Through planning and attention to detail, solution providers and
consulting firms can be part of the application-development market. After all,
with mobile apps alone expected to generate between $15 billion and $18 billion
this year, many customer organizations are seeking third-party experts able to
quickly deliver reliable, cost-effective, and high-performing solutions.

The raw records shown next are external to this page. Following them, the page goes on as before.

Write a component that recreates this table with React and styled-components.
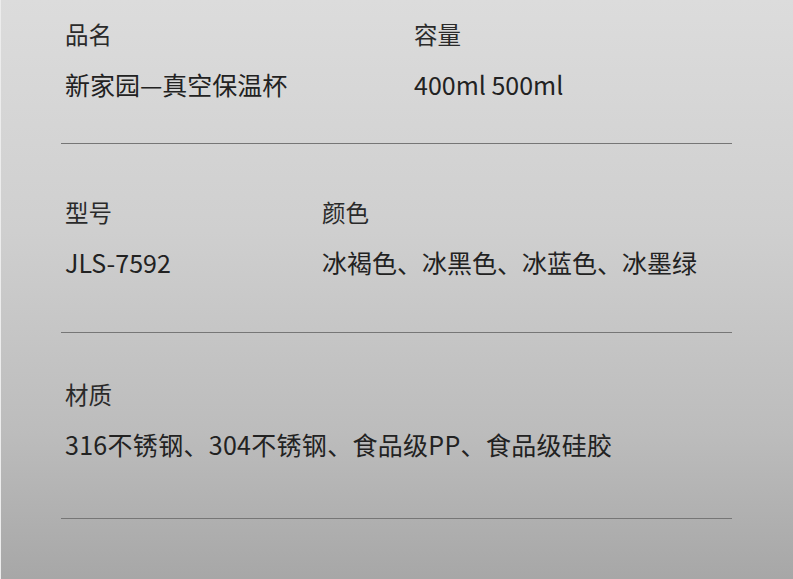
import React from "react";
import styled, { createGlobalStyle } from "styled-components";

const GlobalStyle = createGlobalStyle`
  html, body {
    margin: 0;
    padding: 0;
  }
  body {
    font-family: "Noto Sans CJK SC", "Noto Sans", sans-serif;
  }
`;

const rows = [
  {
    cols: [
      { label: "品名", value: "新家园—真空保温杯", width: 349 },
      { label: "容量", value: "400ml 500ml" },
    ],
    top: 19,
    bottom: 44,
  },
  {
    cols: [
      { label: "型号", value: "JLS-7592", width: 257 },
      { label: "颜色", value: "冰褐色、冰黑色、冰蓝色、冰墨绿" },
    ],
    top: 53,
    bottom: 55,
  },
  {
    cols: [{ label: "材质", value: "316不锈钢、304不锈钢、食品级PP、食品级硅胶", narrow: true }],
    top: 46,
    bottom: 59,
  },
];

export default function App() {
  return (
    <Page>
      <GlobalStyle />
      <Sheet>
        {rows.map((row, i) => (
          <Section key={i} $top={row.top} $bottom={row.bottom}>
            {row.cols.map((col) => (
              <Field key={col.label} $width={col.width}>
                <Label>{col.label}</Label>
                <Value $narrow={col.narrow}>{col.value}</Value>
              </Field>
            ))}
          </Section>
        ))}
      </Sheet>
    </Page>
  );
}

const Page = styled.div`
  width: 793px;
  height: 579px;
  overflow: hidden;
  background: linear-gradient(180deg, #dcdcdc 0%, #cfcfcf 40%, #bcbcbc 75%, #a7a7a7 100%);
  border-left: 1px solid #ececec;
  box-sizing: border-box;
`;

const Sheet = styled.div`
  margin-left: 60px;
  width: 671px;
`;

const Section = styled.div`
  display: flex;
  padding: ${(p) => p.$top}px 0 ${(p) => p.$bottom}px 4px;
  border-bottom: 1px solid #767676;
`;

const Field = styled.div`
  display: flex;
  flex-direction: column;
  gap: 20px;
  ${(p) => (p.$width ? `width: ${p.$width}px; flex: none;` : "flex: 1;")}
`;

const Label = styled.div`
  font-size: 23.5px;
  line-height: 30px;
  color: #2a2a2a;
`;

const Value = styled.div`
  font-size: 25px;
  line-height: 30px;
  color: #222;
  white-space: nowrap;
  letter-spacing: ${(p) => (p.$narrow ? "0.3px" : "0")};
`;
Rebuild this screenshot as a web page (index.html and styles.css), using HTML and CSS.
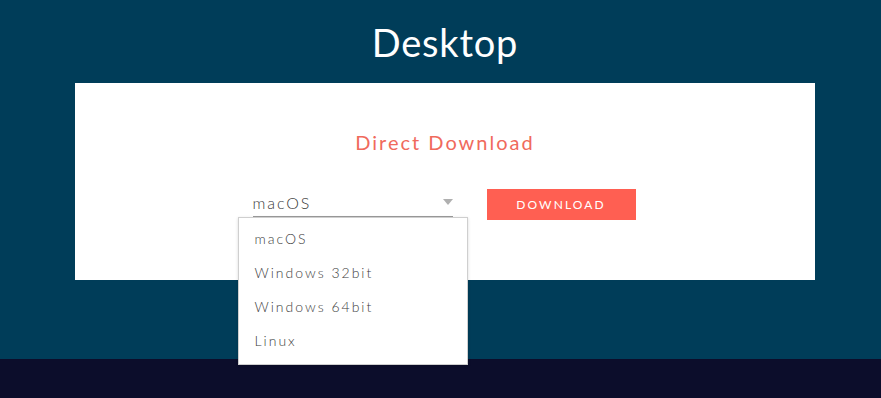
FILE: index.html
```html
<!DOCTYPE html>
<html>
<head>
<meta charset="utf-8">
<link rel="stylesheet" href="styles.css">
</head>
<body>
<main class="hero">
  <h1 class="title">Desktop</h1>
  <section class="card">
    <h2 class="subtitle">Direct Download</h2>
    <div class="controls">
      <div class="select">
        <span class="select-value">macOS</span>
        <span class="caret"></span>
        <ul class="menu">
          <li>macOS</li>
          <li>Windows 32bit</li>
          <li>Windows 64bit</li>
          <li>Linux</li>
        </ul>
      </div>
      <button class="btn">DOWNLOAD</button>
    </div>
  </section>
</main>
<footer class="footer"></footer>
</body>
</html>
```
FILE: styles.css
```css
html, body { margin: 0; padding: 0; }
body {
  font-family: Lato, "Open Sans", sans-serif;
  background: #0c0d2b;
  width: 881px;
  height: 398px;
  overflow: hidden;
}
.hero {
  background: #003d59;
  height: 359px;
  padding-top: 1px;
  box-sizing: border-box;
}
.title {
  margin: 19px 0 0;
  padding-left: 9px;
  height: 63px;
  text-align: center;
  color: #ffffff;
  font-weight: 400;
  font-size: 38px;
  line-height: 44px;
  letter-spacing: 0.8px;
}
.card {
  margin: 0 66px 0 75px;
  background: #ffffff;
  height: 197px;
  padding-top: 47px;
  box-sizing: border-box;
}
.subtitle {
  margin: 0;
  text-align: center;
  color: #f06a5c;
  font-weight: 400;
  font-size: 20px;
  line-height: 24px;
  letter-spacing: 2px;
}
.controls {
  display: flex;
  justify-content: center;
  align-items: flex-start;
  gap: 34px;
  margin-top: 35px;
  margin-left: -2px;
}
.select {
  position: relative;
  width: 200px;
  height: 26px;
  border-bottom: 1px solid #9b9b9b;
  margin-top: 1px;
}
.select-value {
  display: block;
  font-size: 16px;
  line-height: 26px;
  color: #3a3a3a;
  letter-spacing: 1.9px;
  font-weight: 300;
}
.caret {
  position: absolute;
  right: 0;
  top: 9px;
  width: 0;
  height: 0;
  border-left: 5px solid transparent;
  border-right: 5px solid transparent;
  border-top: 6px solid #b0b0b0;
}
.menu {
  position: absolute;
  left: -15px;
  top: 27px;
  width: 228px;
  margin: 0;
  padding: 4px 0 6px;
  list-style: none;
  background: #ffffff;
  border: 1px solid #cfcfcf;
  box-shadow: 0 1px 3px rgba(0,0,0,0.15);
}
.menu li {
  height: 34px;
  line-height: 34px;
  padding-left: 16px;
  font-size: 14px;
  color: #3d3d3d;
  letter-spacing: 2px;
  font-weight: 300;
}
.btn {
  width: 149px;
  height: 31px;
  background: #ff5f52;
  border: 0;
  color: #ffffff;
  font-family: Lato, "Open Sans", sans-serif;
  font-size: 12px;
  letter-spacing: 2.1px;
  padding: 0;
  margin-top: 0;
}
.footer { height: 39px; background: #0c0d2b; }
```
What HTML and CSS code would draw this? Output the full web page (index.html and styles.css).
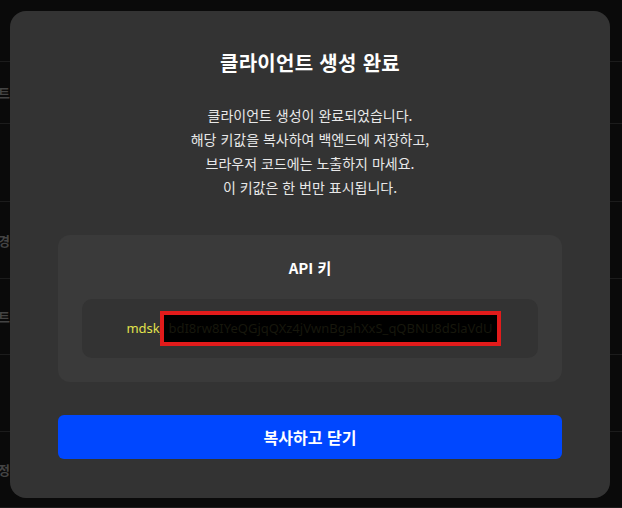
FILE: index.html
```html
<!DOCTYPE html>
<html lang="ko">
<head>
    <meta charset="UTF-8">
    <meta name="viewport" content="width=device-width, initial-scale=1.0">
    <title>클라이언트 생성 완료</title>
    <link rel="stylesheet" href="styles.css">
</head>
<body>
    <!-- page behind the dialog -->
    <div class="page">
        <div class="row row-a"></div>
        <div class="row row-a"><span class="cell">클라이언트</span></div>
        <div class="row row-b"></div>
        <div class="row row-c"><span class="cell">허용 도메인 목록 변경</span></div>
        <div class="row row-d"><span class="cell">테스트</span></div>
        <div class="row row-c"></div>
        <div class="row row-d"><span class="cell">설정</span></div>
    </div>

    <div class="backdrop">
        <div class="modal">
            <h2 class="modal-title">클라이언트 생성 완료</h2>
            <p class="modal-desc">
                클라이언트 생성이 완료되었습니다.<br>
                해당 키값을 복사하여 백엔드에 저장하고,<br>
                브라우저 코드에는 노출하지 마세요.<br>
                이 키값은 한 번만 표시됩니다.
            </p>
            <div class="key-card">
                <div class="key-label">API 키</div>
                <div class="key-box">
                    <span class="key-prefix">mdsk_</span><span class="key-secret">bdI8rw8IYeQGjqQXz4jVwnBgahXxS_qQBNU8dSlaVdU</span>
                </div>
            </div>
            <button class="btn-primary" type="button">복사하고 닫기</button>
        </div>
    </div>
</body>
</html>
```

FILE: styles.css
```css
html, body {
    margin: 0;
    padding: 0;
    height: 100%;
}
body {
    font-family: "Noto Sans CJK KR", "Noto Sans", sans-serif;
    background-color: #0a0a0a;
    color: #fff;
    overflow: hidden;
}
.page {
    display: flex;
    flex-direction: column;
}
.row {
    border-bottom: 1px solid #1c1c1c;
    display: flex;
    align-items: center;
    justify-content: flex-end;
    width: 622px;
    box-sizing: border-box;
}
.row-a {
    height: 62px;
}
.row-b {
    height: 78px;
}
.row-c {
    height: 77px;
}
.row-d {
    height: 76px;
}
.cell {
    margin-right: 612px;
    white-space: nowrap;
    font-size: 13px;
    font-weight: bold;
    color: #444;
}
.backdrop {
    position: fixed;
    inset: 0;
    display: flex;
    align-items: center;
    justify-content: center;
    padding-right: 2px;
}
.modal {
    width: 600px;
    box-sizing: border-box;
    padding: 38px 48px 39px;
    background-color: #333333;
    border-radius: 16px;
    text-align: center;
}
.modal-title {
    margin: 0;
    font-size: 20px;
    line-height: 28px;
    font-weight: bold;
    letter-spacing: 0.3px;
}
.modal-desc {
    margin: 26px 0 36px;
    font-size: 14px;
    line-height: 24px;
    color: #e8e8e8;
}
.key-card {
    background-color: #3a3a3a;
    border-radius: 12px;
    padding: 22px 24px 24px;
}
.key-label {
    font-size: 15px;
    font-weight: bold;
    line-height: 22px;
}
.key-box {
    margin-top: 20px;
    height: 59px;
    padding-left: 7px;
    background-color: #333333;
    border-radius: 10px;
    display: flex;
    align-items: center;
    justify-content: center;
    font-family: "Noto Sans", sans-serif;
    font-size: 13px;
}
.key-prefix {
    color: #e2e34c;
}
.key-secret {
    display: inline-block;
    box-sizing: border-box;
    height: 35px;
    margin-left: -5px;
    background-color: #000;
    color: #17170c;
    border: 4px solid #e21b1b;
    padding: 0 4px;
    line-height: 27px;
}
.btn-primary {
    display: block;
    width: 100%;
    margin-top: 33px;
    height: 44px;
    border: none;
    border-radius: 6px;
    background-color: #0047ff;
    color: #fff;
    font-family: inherit;
    font-size: 16px;
    font-weight: bold;
    cursor: pointer;
}
```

Organizations were expected to increase both the dollar and
percentage allocated from their software budgets to new development this year,
according to Forrester Research. In fact, they planned to spend 26 percent of
their software budgets on custom-development projects, reported Redmond
Developer
.

"The overall picture is one of development shops in
transition, moving from new technologies and updated development frameworks to
meet evolving customer demands," said Forrester analysts.

Beating
the Budget Blues

As IT history can all-too-often attest, many software development
projects go over budget and schedule—and solution providers can also fall prey
to this problem, cautioned Leigh Williamson, Distinguished Engineer,
Software CTO Team, IBM
Rational
, in an interview. Frequently, this happens because there is no
clear understanding of a project’s status, whether it is meeting scheduled
dates, and whether the software is passing functionality metrics on time, he
said.

“That’s something that is very applicable for mobile
projects because of the very short duration of those projects, but it’s really
a very generic software problem we’re hearing from all sorts of software
development teams,” Williamson said.

To address this issue, IBM Rational created Jazz, an open
platform for development tool integration, as well as Jazz.net, a corresponding
community for the sharing of ideas, projects, problems, and solutions, he said.

Know Thy
Customer

Solution providers that have already achieved some measure of
success in software development may well attest to the allure of moving too
quickly or entering brand new verticals. However, channel executives recommend
focusing on specific areas of expertise. This way, solution providers continue
to deliver both the business and technical benefits they are known for.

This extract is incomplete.